Our journey along the motorway was fairly picturesque for a motorway. Cutting through mountains with an occasional glimpse of the sparkling Mediterranean and various French resorts where the likes of us can’t even afford a coffee. As we approached the Italian border we started what I like to think of as the “tunnel viaduct” section of road. In order to keep the road relatively level the engineers have simply tunnelled through sections of mountain and then built a viaduct over the valley to the next tunnel. This goes on over many hundreds of kilometers of motorway, especially in Italy. This did not use to worry me but after our experience two years ago and the more recent Genoa viaduct collapse, I’m not quite so confident in Italy’s infrastructure. In 2017 we travelled down a section of autostrada from Ravenna to the South of Italy. Two hours after we went under a motorway bridge it collapsed killing three people. I have read there have been other bridge collapses in Italy over the last few years. Basil better tread lightly.
Finally we arrived on the Italian Riviera and two possible overnight stops next to the sea, which I had identified. Unfortunately we did not take account of the fact that today is a Friday and the weather is lovely. Both spots were choc-a-bloc with Italian motorhomes. This was the last thing we needed at the end of a long drive, but I found some more possibilities a few miles further on and we have found a fairly scruffy car park (43.924190, 8.104984) in San Bartolomeo Al Mare which has no services other than water, but which is only €5 a day at this time of year. We have many motorhoming neighbours, all Italian, and we are only 400 metres or so from the sea from where we have been to perform our Passeggiata* along the seafront.
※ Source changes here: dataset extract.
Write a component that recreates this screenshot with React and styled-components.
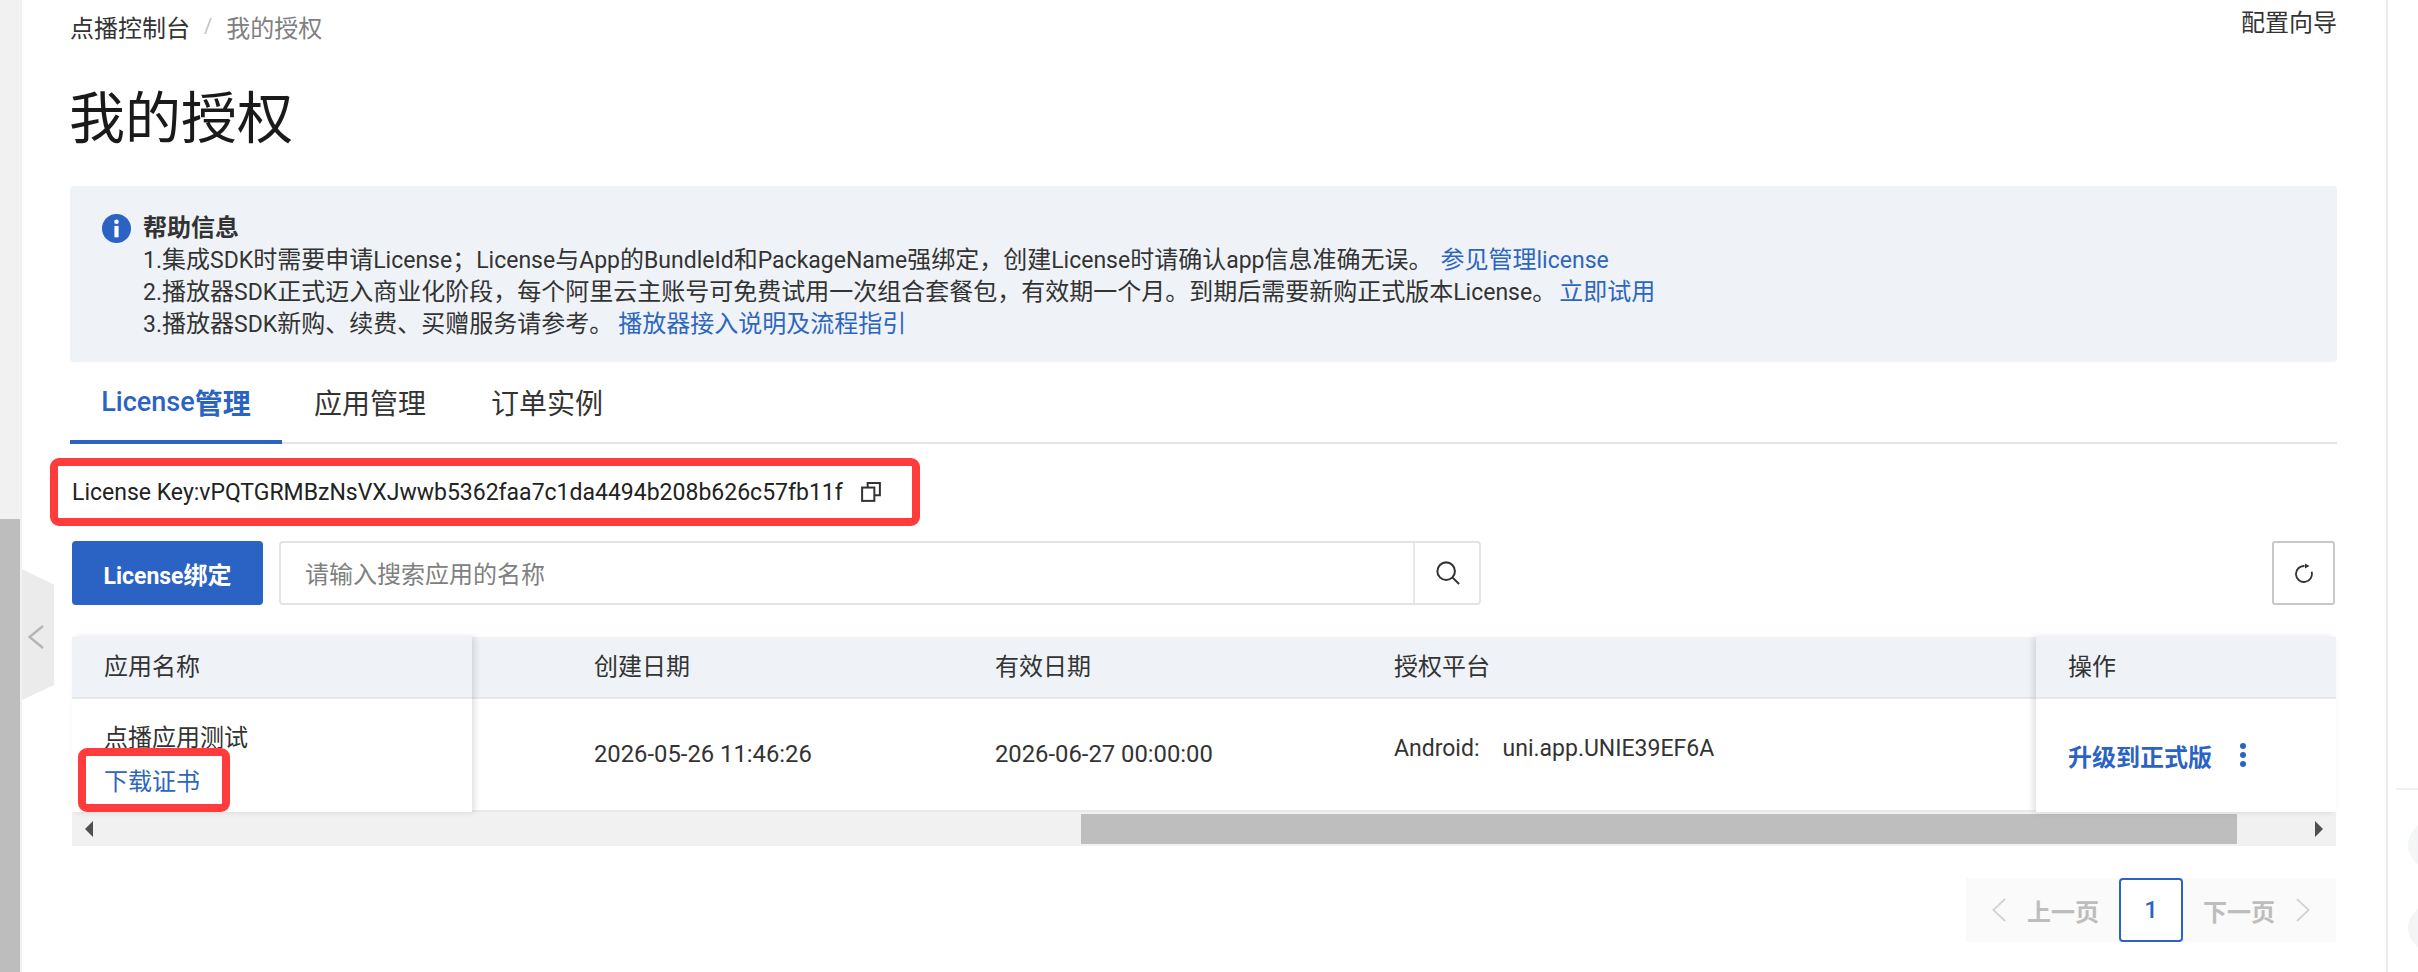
import React from "react";
import styled, { createGlobalStyle } from "styled-components";

const GlobalStyle = createGlobalStyle`
  * { box-sizing: border-box; }
  html, body { margin: 0; padding: 0; background: #fff; overflow: hidden; }
  body {
    font-family: Roboto, "Noto Sans CJK SC", sans-serif;
    font-size: 24px;
    color: #333;
  }
`;

const Page = styled.div`
  display: flex;
  width: 2418px;
  height: 972px;
  overflow: hidden;
`;

const Gutter = styled.div`
  position: relative;
  flex: 0 0 22px;
  background: #f1f1f1;
`;

const GutterThumb = styled.div`
  position: absolute;
  left: 0;
  top: 519px;
  bottom: 0;
  width: 20px;
  background: #bdbdbd;
`;

const CollapseTab = styled.div`
  position: absolute;
  left: 22px;
  top: 569px;
  width: 32px;
  height: 131px;
  padding: 4px 4px 0 0;
  background: #ebebeb;
  clip-path: polygon(0 0, 100% 12%, 100% 88.5%, 0 100%);
  display: flex;
  align-items: center;
  justify-content: center;
  color: #b5b5b5;
`;

const ChevronSvg = styled.svg`
  width: ${(p) => p.$size}px;
  height: 24px;
  fill: none;
  stroke: currentColor;
  stroke-width: ${(p) => p.$stroke || 2};
`;

const Chevron = ({ dir, size, stroke }) => (
  <ChevronSvg viewBox="0 0 16 24" $size={size} $stroke={stroke} preserveAspectRatio="none">
    <path d={dir === "left" ? "M15 1 1.5 12 15 23" : "M1 1 14.5 12 1 23"} />
  </ChevronSvg>
);

// latin text runs a little narrower than the CJK next to it
const Lt = styled.span`
  font-size: ${(p) => p.$size || 23}px;
  font-weight: ${(p) => p.$weight || "inherit"};
`;

const Main = styled.main`
  flex: 0 0 2315px;
  padding: 0 0 0 48px;
`;

const TopBar = styled.div`
  display: flex;
  justify-content: space-between;
  height: 48px;
`;

const Breadcrumb = styled.div`
  display: flex;
  align-items: center;
  gap: 14px;
  height: 52px;
  color: #808080;
`;

const CrumbLink = styled.span`
  color: #333;
`;

const CrumbSep = styled.span`
  color: #c0c0c0;
  font-size: 20px;
`;

const GuideLink = styled.span`
  color: #333;
  line-height: 46px;
`;

const Title = styled.h1`
  margin: 34px 0 0 -1px;
  font-size: 56px;
  font-weight: 400;
  line-height: 74px;
  color: #1a1a1a;
`;

const HelpBox = styled.div`
  display: flex;
  gap: 12px;
  height: 176px;
  margin-top: 30px;
  padding: 26px 32px;
  background: #eff3f8;
  border-radius: 4px;
`;

const InfoIcon = styled.svg`
  flex: none;
  width: 29px;
  height: 29px;
  margin-top: 2px;
`;

const HelpBody = styled.div`
  line-height: 32px;
`;

const HelpLine = styled.div`
  height: 32px;
`;

const HelpTitle = styled.div`
  font-weight: 700;
`;

const Link = styled.a`
  color: #2e66bd;
  margin-left: ${(p) => p.$gap || 0}px;
`;

const Tabs = styled.div`
  display: flex;
  height: 82px;
  border-bottom: 2px solid #e5e5e5;
`;

const Tab = styled.div`
  width: ${(p) => p.$width}px;
  height: 82px;
  padding-top: 2px;
  display: flex;
  align-items: center;
  justify-content: center;
  font-size: 28px;
  color: ${(p) => (p.$active ? "#2b63c4" : "#333")};
  font-weight: ${(p) => (p.$active ? 700 : 400)};
  border-bottom: 4px solid ${(p) => (p.$active ? "#2b63c4" : "transparent")};
`;

const Marked = styled.div`
  position: relative;
  &::after {
    content: "";
    position: absolute;
    inset: ${(p) => p.$inset};
    border: 8px solid #ff3b3b;
    border-radius: 9px;
    pointer-events: none;
  }
`;

const KeyRow = styled(Marked)`
  display: flex;
  align-items: center;
  gap: 18px;
  height: 68px;
  margin: 14px 0 15px;
  padding-left: 2px;
  width: 850px;
  color: #222;
  font-size: 23px;
`;

const DownloadMark = styled(Marked)`
  width: 96px;
`;

const Toolbar = styled.div`
  display: flex;
  align-items: stretch;
  height: 64px;
`;

const PrimaryButton = styled.button`
  width: 191px;
  margin-left: 2px;
  border: none;
  border-radius: 4px;
  background: #2b63c4;
  color: #fff;
  font: 700 24px Roboto, "Noto Sans CJK SC", sans-serif;
`;

const SearchBox = styled.div`
  display: flex;
  width: 1202px;
  margin-left: 16px;
  border: 2px solid #e3e3e3;
  border-radius: 4px;
`;

const SearchInput = styled.div`
  flex: 1;
  padding-left: 24px;
  line-height: 64px;
  color: #808080;
`;

const SearchAddon = styled.div`
  flex: 0 0 66px;
  display: flex;
  align-items: center;
  justify-content: center;
  padding-left: 2px;
  border-left: 2px solid #e8e8e8;
`;

const RefreshButton = styled.div`
  margin-left: auto;
  margin-right: 2px;
  width: 63px;
  display: flex;
  align-items: center;
  justify-content: center;
  border: 2px solid #c8c8c8;
  border-radius: 3px;
`;

const Table = styled.div`
  display: grid;
  grid-template-columns: 400px 1fr 300px;
  margin: 32px 1px 0 2px;
  height: 175px;
`;

const FixedColumn = styled.div`
  position: relative;
  z-index: 1;
  background: #fff;
  box-shadow: ${(p) => (p.$side === "left" ? "3px 0 6px" : "-3px 0 6px")} rgba(0, 0, 0, 0.12);
`;

const ScrollColumns = styled.div`
  display: grid;
  grid-template-columns: 401px 399px 1fr;
  padding-left: 90px;
  border-bottom: 2px solid #e8e8e8;
  background: linear-gradient(#eff3f8 60px, #e8e8e8 60px, #e8e8e8 62px, #fff 62px);
`;

const HeadCell = styled.div`
  height: 62px;
  padding-left: 32px;
  line-height: 60px;
  background: ${(p) => (p.$fill ? "#eff3f8" : "transparent")};
  border-bottom: 2px solid #e8e8e8;
`;

const BodyCell = styled.div`
  height: 111px;
  padding-left: 32px;
  line-height: 32px;
  font-size: ${(p) => p.$size || 23.8}px;
  display: flex;
  align-items: center;
  gap: 23px;
  padding-bottom: ${(p) => p.$lift || 2}px;
`;

const NameCell = styled.div`
  height: 112px;
  padding: 17px 0 0 32px;
  line-height: 44px;
`;

const ActionCell = styled.div`
  height: 112px;
  padding: 0 0 0 32px;
  display: flex;
  align-items: center;
  gap: 28px;
  color: #2b63c4;
  font-weight: 700;
`;

const Kebab = styled.span`
  display: flex;
  flex-direction: column;
  gap: 3px;
  i {
    width: 6px;
    height: 6px;
    border-radius: 50%;
    background: #2b63c4;
  }
`;

const Scrollbar = styled.div`
  display: flex;
  align-items: center;
  justify-content: space-between;
  position: relative;
  height: 34px;
  margin: 0 1px 0 2px;
  padding: 0 13px;
  background: #f1f1f1;
`;

const ScrollThumb = styled.div`
  position: absolute;
  left: 1009px;
  width: 1156px;
  top: 2px;
  height: 30px;
  background: #bebebe;
`;

const Arrow = styled.svg`
  width: 8px;
  height: 16px;
  fill: #505050;
`;

const Pager = styled.div`
  display: flex;
  align-items: center;
  width: 370px;
  height: 64px;
  margin: 32px 1px 0 auto;
  background: #fafafa;
  color: #bdbdbd;
  font-weight: 700;
`;

const PagerStep = styled.div`
  flex: 1;
  display: flex;
  align-items: center;
  justify-content: center;
  gap: 21px;
  &:first-child { padding-left: 6px; }
  &:last-child { padding-right: 6px; }
  svg { color: #d2d2d2; }
`;

const PageCurrent = styled.div`
  flex: 0 0 64px;
  height: 64px;
  display: flex;
  align-items: center;
  justify-content: center;
  border: 2px solid #2b63c4;
  border-radius: 4px;
  background: #fff;
  color: #2b63c4;
  font-weight: 500;
`;

const RightRail = styled.aside`
  position: relative;
  flex: 1;
  margin-left: 49px;
  border-left: 2px solid #ececec;
`;

const RailLine = styled.div`
  position: absolute;
  top: 788px;
  left: 8px;
  right: 0;
  height: 2px;
  background: #f0f0f0;
`;

const RailCircle = styled.div`
  position: absolute;
  left: 20px;
  top: ${(p) => p.$top}px;
  width: 46px;
  height: 46px;
  border-radius: 50%;
  background: #f4f5f7;
`;

export default function App() {
  return (
    <Page>
      <GlobalStyle />
      <Gutter>
        <GutterThumb />
        <CollapseTab>
          <Chevron dir="left" size={16} stroke={2.4} />
        </CollapseTab>
      </Gutter>
      <Main>
        <TopBar>
          <Breadcrumb>
            <CrumbLink>点播控制台</CrumbLink>
            <CrumbSep>/</CrumbSep>
            <span>我的授权</span>
          </Breadcrumb>
          <GuideLink>配置向导</GuideLink>
        </TopBar>
        <Title>我的授权</Title>
        <HelpBox>
          <InfoIcon viewBox="0 0 28 28">
            <circle cx="14" cy="14" r="14" fill="#2b63c4" />
            <circle cx="14" cy="7.5" r="2.2" fill="#fff" />
            <rect x="12" y="11.5" width="4" height="11" fill="#fff" />
          </InfoIcon>
          <HelpBody>
            <HelpTitle>帮助信息</HelpTitle>
            <HelpLine>
              <Lt>1.</Lt>集成<Lt>SDK</Lt>时需要申请<Lt>License</Lt>；<Lt>License</Lt>与<Lt>App</Lt>的<Lt>BundleId</Lt>和<Lt>PackageName</Lt>强绑定，创建<Lt>License</Lt>时请确认<Lt>app</Lt>信息准确无误。
              <Link $gap={8}>参见管理<Lt>license</Lt></Link>
            </HelpLine>
            <HelpLine>
              <Lt>2.</Lt>播放器<Lt>SDK</Lt>正式迈入商业化阶段，每个阿里云主账号可免费试用一次组合套餐包，有效期一个月。到期后需要新购正式版本<Lt>License</Lt>。
              <Link $gap={3}>立即试用</Link>
            </HelpLine>
            <HelpLine>
              <Lt>3.</Lt>播放器<Lt>SDK</Lt>新购、续费、买赠服务请参考。
              <Link $gap={5}>播放器接入说明及流程指引</Link>
            </HelpLine>
          </HelpBody>
        </HelpBox>
        <Tabs>
          <Tab $active $width={212}>
            <Lt $size={27} $weight={500}>License</Lt>管理
          </Tab>
          <Tab $width={176}>应用管理</Tab>
          <Tab $width={178}>订单实例</Tab>
        </Tabs>
        <KeyRow $inset="0 0 0 -20px">
          License Key:vPQTGRMBzNsVXJwwb5362faa7c1da4494b208b626c57fb11f
          <svg width="20" height="20" viewBox="0 0 18 18" fill="none" stroke="#333" strokeWidth="1.8">
            <rect x="1" y="5" width="11" height="12" />
            <path d="M6 5V1h11v11h-5" />
          </svg>
        </KeyRow>
        <Toolbar>
          <PrimaryButton>
            <Lt>License</Lt>绑定
          </PrimaryButton>
          <SearchBox>
            <SearchInput>请输入搜索应用的名称</SearchInput>
            <SearchAddon>
              <svg width="24" height="24" viewBox="0 0 26 26" fill="none" stroke="#333" strokeWidth="2.2">
                <circle cx="11" cy="11" r="9.5" />
                <path d="M18 18 25 25" />
              </svg>
            </SearchAddon>
          </SearchBox>
          <RefreshButton>
            <svg width="20" height="20" viewBox="0 1 20 20" fill="none" stroke="#333" strokeWidth="1.8">
              <path d="M17.6 9.7A8 8 0 1 1 10.5 4" />
              <path d="M11 1.5v5l4.5-2.5z" fill="#333" stroke="none" />
            </svg>
          </RefreshButton>
        </Toolbar>
        <Table>
          <FixedColumn $side="left">
            <HeadCell $fill>应用名称</HeadCell>
            <NameCell>
              <div>点播应用测试</div>
              <DownloadMark $inset="-12px -30px -8px -26px">
                <Link>下载证书</Link>
              </DownloadMark>
            </NameCell>
          </FixedColumn>
          <ScrollColumns>
            <div>
              <HeadCell>创建日期</HeadCell>
              <BodyCell>2026-05-26 11:46:26</BodyCell>
            </div>
            <div>
              <HeadCell>有效日期</HeadCell>
              <BodyCell>2026-06-27 00:00:00</BodyCell>
            </div>
            <div>
              <HeadCell>授权平台</HeadCell>
              <BodyCell $lift={12} $size={23}>
                <span>Android:</span>
                <span>uni.app.UNIE39EF6A</span>
              </BodyCell>
            </div>
          </ScrollColumns>
          <FixedColumn $side="right">
            <HeadCell $fill>操作</HeadCell>
            <ActionCell>
              升级到正式版
              <Kebab>
                <i />
                <i />
                <i />
              </Kebab>
            </ActionCell>
          </FixedColumn>
        </Table>
        <Scrollbar>
          <ScrollThumb />
          <Arrow viewBox="0 0 8 16">
            <path d="M8 0v16L0 8z" />
          </Arrow>
          <Arrow viewBox="0 0 8 16">
            <path d="M0 0v16l8-8z" />
          </Arrow>
        </Scrollbar>
        <Pager>
          <PagerStep>
            <Chevron dir="left" size={14} />
            上一页
          </PagerStep>
          <PageCurrent>1</PageCurrent>
          <PagerStep>
            下一页
            <Chevron dir="right" size={14} />
          </PagerStep>
        </Pager>
      </Main>
      <RightRail>
        <RailLine />
        <RailCircle $top={822} />
        <RailCircle $top={905} />
      </RightRail>
    </Page>
  );
}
San Bartolomeo is nothing to write home about but it sure beats Skegness** on wet Monday in January.
* Passeggiata literally means “walk” in Italian, but it also refers to the Italian ritual, in virtually every town, of going for a walk in the early evening, often dressed in their finest clothes, to see and be seen.
** For non UK readers Skegness is a not particularly salubrious seaside resort on the English east coast.